GAIVI has job preemption and restarting enabled. This means that submitted compute jobs can be interrupted (effectively, cancelled), returned to the queue, and restarted if the hardware the job is using is needed by a higher priority job. When a job is preempted it has 5 minutes of grace time to clean up. Specifically, the job will receive a SIGTERM immediately and a SIGKILL 5 minutes later. This means your job should be prepared to gracefully exit within 5 minutes of receiving a SIGTERM at any time. Correspondingly, if you are trying to preempt a job please be prepared to wait up to 5 minutes for the preemption to take effect. We recommend most jobs be submitted as sbatch scripts and checkpoint regularly. If your job cannot work within these restrictions we do have a nopreempt partition, where jobs are safe from preemption, but it only includes a small handful of nodes.

===== Request to use GAIVI =====
Please create a request by filling out [[https://cseit-usf.atlassian.net/servicedesk/customer/portals|this form]]. A valid [[https://netid.usf.edu/|USF NetID]] is required; it will be your username for login. If you are a USF student, please also include your supervisor in the request; we will need their approval to proceed.


===== Login Information =====
First, please connect to USF VPN. You can use any [[https://en.wikipedia.org/wiki/Comparison_of_SSH_clients|ssh client]] to connect as you wish. Login information is as follows.
  * Host name: //gaivi.cse.usf.edu//
  * User name: your NetID
  * Password: your NetID Password


===== Terms of Service =====
Welcome to the GAIVI Cluster. By accessing this system, you agree to the following terms and conditions, designed to ensure the security, stability, and fairness of the computing environment for all users.

1. **Operating Hours**
  * Regular operating hours are 10:00 AM to 4:00 PM, Monday through Friday, excluding University holidays and closures. Administrative and technical support is provided only during these hours.

2. **Account Privileges and Security**
  * No Administrator Privileges: User accounts do not have administrator privileges. The use of sudo or any other privilege escalation command is strictly prohibited.
  * Unauthorized Activity: All attempts to use sudo are automatically logged and flagged for review. Unauthorized activity may result in immediate suspension of the account for verification. This measure is critical to maintaining the security of the cluster.

3. **Job Submission Policy**
  * All computational tasks requiring more than 10 minutes, more than 1 CPU core, or more than 2 GB of memory must be submitted to the SLURM scheduling environment.
  * Prohibited Tasks on Login Nodes: Tasks exceeding these limitations will be terminated without notice to preserve system stability for all users. Repeated violations or actions requiring administrator intervention may result in account suspension.
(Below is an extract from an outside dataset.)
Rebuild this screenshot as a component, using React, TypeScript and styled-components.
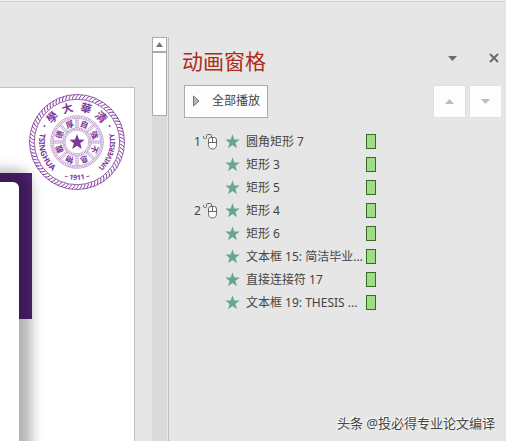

4. **Data Ownership and Management**
  * Data uploaded or stored in the /home, /data, or /general file systems is considered to belong to the individual or entity who approved your GAIVI access. The CSEIT team reserves the right to share your file system with them as necessary.
  * No Backup Guarantee: User data stored on the /home, /data, or /general file systems is NOT backed up or replicated. Users are strongly advised to maintain their own backups.

5. **Acceptable Use**
  * Users must comply with the University’s Acceptable Use Policy. Use of the cluster for for-profit activities, illegal purposes, or any activity violating University policies is strictly prohibited. Violations may result in account suspension or other disciplinary action.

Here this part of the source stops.